Ralph Nader Super Rally (7m:24s): Ralph Nader rally at Madison Square Garden juxtaposed with press conference featuring Michael Moore, Susan Sarandon, Tim Robbins, Phil Donahue, and Eddie Vedder

Rogers' Reel to Real: profile on Horns and Halos at The 2002 Toronto International Film Festival (13m:22s)
Sander Hicks interview on Reel to Real (6m:59s)
KCET profile on Horns and Halos featuring directors (8m:39s)
WNYU feature radio interview with directors (28m:29s)

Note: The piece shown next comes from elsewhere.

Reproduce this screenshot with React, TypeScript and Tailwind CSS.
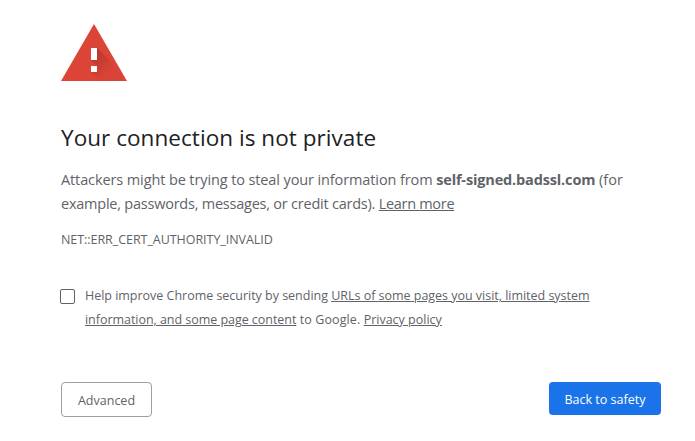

This disc set is just as potent and entertaining for the home viewer, for anyone who has interest in media and accountability in journalism and politics, as it is for the student of film, journalism and politics. It would serve several college courses in filmmaking, publishing, media, journalism, and political studies. With copious extras including deleted scenes, extended interview segments and director's commentary, Horns and Halos shows the creating, compilation and finalization of a very balanced and intriguing documentary—two attributes that are difficult to obtain in the same film. The deleted scenes shed light on the content of the film, as well as the way the film was made. Also included is background material about the election and the figures in story that help to paint in more details about the times in which these events were happening. The close look at Hatfield's motivations and methods and the journalists who surrounded him are all fascinating media studies.

Extras Grade: A+


Final Comments

Aficionados of publishing, media, politics and journalism films must have Horns and Halos on their shelf, no matter their politics. It is an essential documentary DVD for what it portrays about the devils and angels of our information society.